── Task data ──

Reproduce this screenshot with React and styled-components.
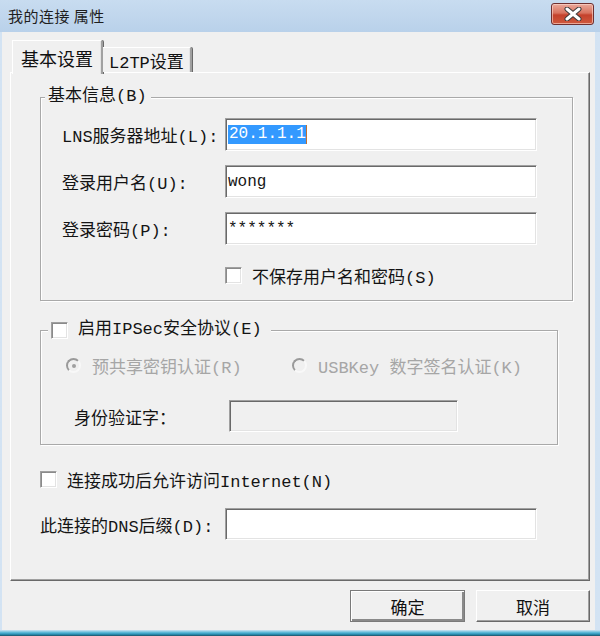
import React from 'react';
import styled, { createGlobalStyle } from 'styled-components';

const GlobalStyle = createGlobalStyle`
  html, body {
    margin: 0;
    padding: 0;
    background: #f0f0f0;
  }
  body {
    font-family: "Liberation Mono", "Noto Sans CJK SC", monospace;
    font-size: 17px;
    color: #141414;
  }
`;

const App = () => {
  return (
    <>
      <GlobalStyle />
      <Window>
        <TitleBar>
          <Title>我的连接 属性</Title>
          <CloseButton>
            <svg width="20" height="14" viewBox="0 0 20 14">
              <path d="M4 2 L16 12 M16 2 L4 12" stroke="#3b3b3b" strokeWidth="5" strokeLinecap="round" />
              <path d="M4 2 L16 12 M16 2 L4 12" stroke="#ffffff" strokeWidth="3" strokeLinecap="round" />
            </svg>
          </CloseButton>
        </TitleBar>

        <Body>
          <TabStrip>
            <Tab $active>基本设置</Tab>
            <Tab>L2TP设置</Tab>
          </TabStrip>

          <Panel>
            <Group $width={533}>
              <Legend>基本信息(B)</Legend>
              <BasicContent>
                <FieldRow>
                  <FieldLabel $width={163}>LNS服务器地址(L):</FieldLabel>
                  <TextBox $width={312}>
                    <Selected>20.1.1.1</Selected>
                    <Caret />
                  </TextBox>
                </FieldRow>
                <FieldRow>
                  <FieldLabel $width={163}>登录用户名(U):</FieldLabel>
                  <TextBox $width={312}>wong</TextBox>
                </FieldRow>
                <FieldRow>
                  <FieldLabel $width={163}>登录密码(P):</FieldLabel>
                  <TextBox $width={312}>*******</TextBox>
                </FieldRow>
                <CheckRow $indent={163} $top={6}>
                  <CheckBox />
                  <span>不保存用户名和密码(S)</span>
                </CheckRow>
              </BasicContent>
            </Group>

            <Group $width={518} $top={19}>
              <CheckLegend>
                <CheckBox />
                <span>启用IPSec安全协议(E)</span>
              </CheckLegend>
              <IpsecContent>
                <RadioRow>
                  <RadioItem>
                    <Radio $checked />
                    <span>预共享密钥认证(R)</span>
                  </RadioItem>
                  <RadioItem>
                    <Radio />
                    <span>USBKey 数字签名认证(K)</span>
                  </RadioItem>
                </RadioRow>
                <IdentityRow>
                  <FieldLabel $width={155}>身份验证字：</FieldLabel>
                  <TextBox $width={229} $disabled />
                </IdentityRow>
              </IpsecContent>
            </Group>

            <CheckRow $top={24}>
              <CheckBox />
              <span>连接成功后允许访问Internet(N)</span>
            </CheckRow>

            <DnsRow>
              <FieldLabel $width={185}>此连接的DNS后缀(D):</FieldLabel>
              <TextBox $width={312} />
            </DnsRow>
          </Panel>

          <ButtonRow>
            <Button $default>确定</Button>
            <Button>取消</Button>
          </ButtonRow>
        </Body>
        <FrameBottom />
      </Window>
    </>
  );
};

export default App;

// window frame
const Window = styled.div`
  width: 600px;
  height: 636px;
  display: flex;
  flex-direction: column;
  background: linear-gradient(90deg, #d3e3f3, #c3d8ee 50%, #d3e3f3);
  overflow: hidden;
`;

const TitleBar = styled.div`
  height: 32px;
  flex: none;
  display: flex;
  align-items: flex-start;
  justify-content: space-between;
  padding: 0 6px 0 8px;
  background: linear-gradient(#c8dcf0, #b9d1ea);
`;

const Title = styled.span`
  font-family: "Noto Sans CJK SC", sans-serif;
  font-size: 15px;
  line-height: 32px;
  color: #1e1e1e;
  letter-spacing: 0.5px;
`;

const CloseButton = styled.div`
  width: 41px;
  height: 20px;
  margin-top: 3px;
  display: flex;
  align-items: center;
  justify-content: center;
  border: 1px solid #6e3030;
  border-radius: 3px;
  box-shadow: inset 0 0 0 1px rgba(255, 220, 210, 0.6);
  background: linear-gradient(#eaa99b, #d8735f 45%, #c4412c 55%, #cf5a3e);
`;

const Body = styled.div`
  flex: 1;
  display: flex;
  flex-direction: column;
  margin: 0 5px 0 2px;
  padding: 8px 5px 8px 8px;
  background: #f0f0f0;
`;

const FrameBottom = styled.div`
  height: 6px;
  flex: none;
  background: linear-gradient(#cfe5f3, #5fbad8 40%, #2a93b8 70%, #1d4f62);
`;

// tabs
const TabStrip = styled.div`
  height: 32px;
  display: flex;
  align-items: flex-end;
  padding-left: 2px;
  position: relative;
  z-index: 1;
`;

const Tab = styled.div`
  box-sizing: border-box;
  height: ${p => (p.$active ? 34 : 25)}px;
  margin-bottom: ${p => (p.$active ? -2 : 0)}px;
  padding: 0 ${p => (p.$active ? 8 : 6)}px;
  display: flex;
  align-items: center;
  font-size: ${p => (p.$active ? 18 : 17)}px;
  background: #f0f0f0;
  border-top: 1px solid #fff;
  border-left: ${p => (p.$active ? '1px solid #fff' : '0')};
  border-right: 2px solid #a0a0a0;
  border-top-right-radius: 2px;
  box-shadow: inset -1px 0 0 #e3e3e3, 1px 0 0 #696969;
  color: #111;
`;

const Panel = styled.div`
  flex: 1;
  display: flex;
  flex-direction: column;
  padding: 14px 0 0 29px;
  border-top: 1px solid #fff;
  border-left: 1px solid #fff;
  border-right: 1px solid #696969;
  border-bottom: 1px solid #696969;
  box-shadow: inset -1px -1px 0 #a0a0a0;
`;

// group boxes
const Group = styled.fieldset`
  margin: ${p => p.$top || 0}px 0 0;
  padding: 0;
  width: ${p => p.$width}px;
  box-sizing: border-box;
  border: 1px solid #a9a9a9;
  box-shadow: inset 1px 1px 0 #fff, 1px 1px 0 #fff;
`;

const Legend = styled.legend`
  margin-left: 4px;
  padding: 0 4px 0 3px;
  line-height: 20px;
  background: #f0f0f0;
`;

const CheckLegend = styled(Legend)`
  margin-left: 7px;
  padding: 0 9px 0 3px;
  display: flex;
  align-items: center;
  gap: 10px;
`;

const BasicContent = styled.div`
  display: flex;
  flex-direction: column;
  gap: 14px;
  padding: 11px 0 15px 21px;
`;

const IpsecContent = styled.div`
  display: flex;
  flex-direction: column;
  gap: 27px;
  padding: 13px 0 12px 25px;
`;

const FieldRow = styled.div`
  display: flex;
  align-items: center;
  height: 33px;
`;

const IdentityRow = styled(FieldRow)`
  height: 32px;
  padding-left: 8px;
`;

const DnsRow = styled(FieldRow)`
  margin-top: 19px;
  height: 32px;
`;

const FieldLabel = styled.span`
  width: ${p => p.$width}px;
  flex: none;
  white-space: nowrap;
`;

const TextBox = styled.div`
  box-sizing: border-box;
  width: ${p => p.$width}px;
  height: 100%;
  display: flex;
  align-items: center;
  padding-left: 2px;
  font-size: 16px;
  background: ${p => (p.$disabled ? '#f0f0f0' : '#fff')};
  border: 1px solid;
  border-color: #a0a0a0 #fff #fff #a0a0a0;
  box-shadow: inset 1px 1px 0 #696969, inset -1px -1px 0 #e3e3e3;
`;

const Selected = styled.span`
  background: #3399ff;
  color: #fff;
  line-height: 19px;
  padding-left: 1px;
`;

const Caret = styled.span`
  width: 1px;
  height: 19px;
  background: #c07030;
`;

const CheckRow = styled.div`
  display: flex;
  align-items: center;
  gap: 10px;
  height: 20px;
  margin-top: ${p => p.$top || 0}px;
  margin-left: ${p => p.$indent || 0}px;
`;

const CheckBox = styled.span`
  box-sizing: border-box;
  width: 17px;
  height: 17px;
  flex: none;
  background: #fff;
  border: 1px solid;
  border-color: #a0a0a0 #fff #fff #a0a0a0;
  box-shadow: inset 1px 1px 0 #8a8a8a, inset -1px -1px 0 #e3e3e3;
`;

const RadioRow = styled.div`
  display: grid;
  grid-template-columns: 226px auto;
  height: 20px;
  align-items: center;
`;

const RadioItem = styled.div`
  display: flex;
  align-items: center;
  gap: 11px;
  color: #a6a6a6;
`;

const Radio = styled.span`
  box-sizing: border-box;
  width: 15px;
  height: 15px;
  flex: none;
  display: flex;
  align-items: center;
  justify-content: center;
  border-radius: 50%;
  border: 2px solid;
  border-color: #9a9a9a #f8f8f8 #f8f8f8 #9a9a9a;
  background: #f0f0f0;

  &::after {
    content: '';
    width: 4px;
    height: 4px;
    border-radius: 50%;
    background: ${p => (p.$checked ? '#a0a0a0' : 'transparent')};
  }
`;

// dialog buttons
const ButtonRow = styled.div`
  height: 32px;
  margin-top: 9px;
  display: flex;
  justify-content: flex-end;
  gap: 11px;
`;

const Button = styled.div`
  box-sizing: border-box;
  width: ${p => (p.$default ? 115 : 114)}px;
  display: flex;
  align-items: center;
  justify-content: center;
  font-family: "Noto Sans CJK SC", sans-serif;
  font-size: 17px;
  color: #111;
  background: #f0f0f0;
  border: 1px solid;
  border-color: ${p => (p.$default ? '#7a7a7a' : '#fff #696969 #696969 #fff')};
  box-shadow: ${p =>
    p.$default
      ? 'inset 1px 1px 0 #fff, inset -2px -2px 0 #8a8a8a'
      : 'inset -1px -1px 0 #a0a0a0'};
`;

───
── Task data ──

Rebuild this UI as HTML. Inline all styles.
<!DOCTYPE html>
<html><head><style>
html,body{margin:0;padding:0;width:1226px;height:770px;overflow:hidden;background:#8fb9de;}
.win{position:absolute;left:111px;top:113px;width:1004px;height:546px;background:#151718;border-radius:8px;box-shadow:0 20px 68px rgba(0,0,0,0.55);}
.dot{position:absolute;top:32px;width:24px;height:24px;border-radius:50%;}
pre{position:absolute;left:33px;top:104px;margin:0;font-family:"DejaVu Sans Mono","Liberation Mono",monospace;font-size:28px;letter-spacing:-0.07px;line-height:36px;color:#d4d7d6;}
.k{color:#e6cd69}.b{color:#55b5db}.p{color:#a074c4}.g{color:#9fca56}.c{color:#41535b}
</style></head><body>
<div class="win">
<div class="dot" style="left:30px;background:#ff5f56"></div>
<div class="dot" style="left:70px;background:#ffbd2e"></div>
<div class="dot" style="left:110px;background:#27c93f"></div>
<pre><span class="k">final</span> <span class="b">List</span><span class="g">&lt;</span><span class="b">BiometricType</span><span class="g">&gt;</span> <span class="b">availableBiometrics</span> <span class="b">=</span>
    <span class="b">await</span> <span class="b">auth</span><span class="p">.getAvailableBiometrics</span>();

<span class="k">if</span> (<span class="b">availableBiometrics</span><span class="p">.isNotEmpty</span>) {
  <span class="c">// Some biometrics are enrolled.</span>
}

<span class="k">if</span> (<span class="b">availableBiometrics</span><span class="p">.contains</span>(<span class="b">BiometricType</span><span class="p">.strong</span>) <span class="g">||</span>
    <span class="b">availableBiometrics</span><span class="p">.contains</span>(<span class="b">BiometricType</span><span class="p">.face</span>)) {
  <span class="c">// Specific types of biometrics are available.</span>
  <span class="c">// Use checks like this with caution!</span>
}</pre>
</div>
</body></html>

───
── Task data ──

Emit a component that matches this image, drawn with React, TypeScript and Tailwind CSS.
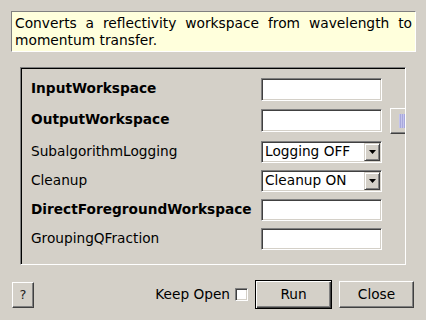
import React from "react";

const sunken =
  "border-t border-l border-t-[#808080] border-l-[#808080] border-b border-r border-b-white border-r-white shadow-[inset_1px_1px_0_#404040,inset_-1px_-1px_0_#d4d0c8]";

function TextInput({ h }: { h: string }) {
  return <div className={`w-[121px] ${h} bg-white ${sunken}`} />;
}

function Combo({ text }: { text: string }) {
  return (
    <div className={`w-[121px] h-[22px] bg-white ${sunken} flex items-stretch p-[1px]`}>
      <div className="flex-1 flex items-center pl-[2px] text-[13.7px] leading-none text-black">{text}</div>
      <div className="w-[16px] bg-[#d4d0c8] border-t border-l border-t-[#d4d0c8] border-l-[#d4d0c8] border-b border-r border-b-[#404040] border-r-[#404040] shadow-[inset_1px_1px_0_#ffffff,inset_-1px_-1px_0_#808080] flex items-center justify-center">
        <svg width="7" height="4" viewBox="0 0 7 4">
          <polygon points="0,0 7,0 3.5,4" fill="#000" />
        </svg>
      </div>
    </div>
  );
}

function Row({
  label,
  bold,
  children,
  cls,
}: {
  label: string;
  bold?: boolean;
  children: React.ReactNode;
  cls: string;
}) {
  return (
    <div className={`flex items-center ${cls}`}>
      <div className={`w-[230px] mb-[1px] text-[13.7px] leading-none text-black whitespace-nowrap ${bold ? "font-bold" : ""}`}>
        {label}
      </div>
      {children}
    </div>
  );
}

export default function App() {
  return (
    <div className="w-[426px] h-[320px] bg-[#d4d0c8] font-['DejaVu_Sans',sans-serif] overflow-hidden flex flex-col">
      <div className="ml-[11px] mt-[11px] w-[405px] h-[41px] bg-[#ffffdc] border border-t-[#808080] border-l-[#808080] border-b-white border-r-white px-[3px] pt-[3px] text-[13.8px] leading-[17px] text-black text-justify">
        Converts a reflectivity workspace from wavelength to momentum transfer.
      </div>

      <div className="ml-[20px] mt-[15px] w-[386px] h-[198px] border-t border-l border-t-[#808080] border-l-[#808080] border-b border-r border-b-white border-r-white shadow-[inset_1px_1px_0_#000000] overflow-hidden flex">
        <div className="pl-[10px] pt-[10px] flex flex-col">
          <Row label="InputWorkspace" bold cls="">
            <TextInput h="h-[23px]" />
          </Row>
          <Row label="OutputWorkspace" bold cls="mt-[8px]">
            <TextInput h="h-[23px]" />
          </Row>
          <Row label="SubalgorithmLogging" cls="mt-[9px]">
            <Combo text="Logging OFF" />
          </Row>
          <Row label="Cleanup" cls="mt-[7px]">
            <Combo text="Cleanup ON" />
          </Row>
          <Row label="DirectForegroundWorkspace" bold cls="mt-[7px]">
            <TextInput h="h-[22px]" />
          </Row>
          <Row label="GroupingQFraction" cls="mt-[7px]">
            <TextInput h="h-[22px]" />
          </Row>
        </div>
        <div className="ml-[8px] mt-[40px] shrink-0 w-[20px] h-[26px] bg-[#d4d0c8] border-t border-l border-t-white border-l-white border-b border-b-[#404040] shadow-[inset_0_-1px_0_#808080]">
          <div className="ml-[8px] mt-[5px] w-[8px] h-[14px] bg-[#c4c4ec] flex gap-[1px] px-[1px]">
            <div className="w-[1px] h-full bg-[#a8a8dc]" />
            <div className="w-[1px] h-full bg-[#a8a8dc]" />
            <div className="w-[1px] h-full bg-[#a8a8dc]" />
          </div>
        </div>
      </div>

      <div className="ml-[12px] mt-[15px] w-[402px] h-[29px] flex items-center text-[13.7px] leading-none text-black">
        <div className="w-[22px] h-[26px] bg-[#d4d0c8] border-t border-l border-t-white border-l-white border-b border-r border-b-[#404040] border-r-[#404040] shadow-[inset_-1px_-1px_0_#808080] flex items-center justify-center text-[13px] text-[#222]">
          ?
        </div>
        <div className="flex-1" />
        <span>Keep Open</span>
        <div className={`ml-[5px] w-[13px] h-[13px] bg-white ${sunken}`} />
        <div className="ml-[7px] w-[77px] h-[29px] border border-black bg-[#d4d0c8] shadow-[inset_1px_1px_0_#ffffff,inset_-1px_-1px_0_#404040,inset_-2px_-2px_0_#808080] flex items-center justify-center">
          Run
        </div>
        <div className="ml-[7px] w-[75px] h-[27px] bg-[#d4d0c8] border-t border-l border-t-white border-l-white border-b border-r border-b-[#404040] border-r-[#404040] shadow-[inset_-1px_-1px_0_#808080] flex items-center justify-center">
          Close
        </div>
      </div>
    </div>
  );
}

───

* **Exercise**
Leaving out the pictures, extract the stretch from the line holding "Reproduce this screenshot" through the line holding "</TabStrip>", word for word.

* **Result**
Reproduce this screenshot with React and styled-components.
import React from 'react';
import styled, { createGlobalStyle } from 'styled-components';

const GlobalStyle = createGlobalStyle`
  html, body {
    margin: 0;
    padding: 0;
    background: #f0f0f0;
  }
  body {
    font-family: "Liberation Mono", "Noto Sans CJK SC", monospace;
    font-size: 17px;
    color: #141414;
  }
`;

const App = () => {
  return (
    <>
      <GlobalStyle />
      <Window>
        <TitleBar>
          <Title>我的连接 属性</Title>
          <CloseButton>
            <svg width="20" height="14" viewBox="0 0 20 14">
              <path d="M4 2 L16 12 M16 2 L4 12" stroke="#3b3b3b" strokeWidth="5" strokeLinecap="round" />
              <path d="M4 2 L16 12 M16 2 L4 12" stroke="#ffffff" strokeWidth="3" strokeLinecap="round" />
            </svg>
          </CloseButton>
        </TitleBar>

        <Body>
          <TabStrip>
            <Tab $active>基本设置</Tab>
            <Tab>L2TP设置</Tab>
          </TabStrip>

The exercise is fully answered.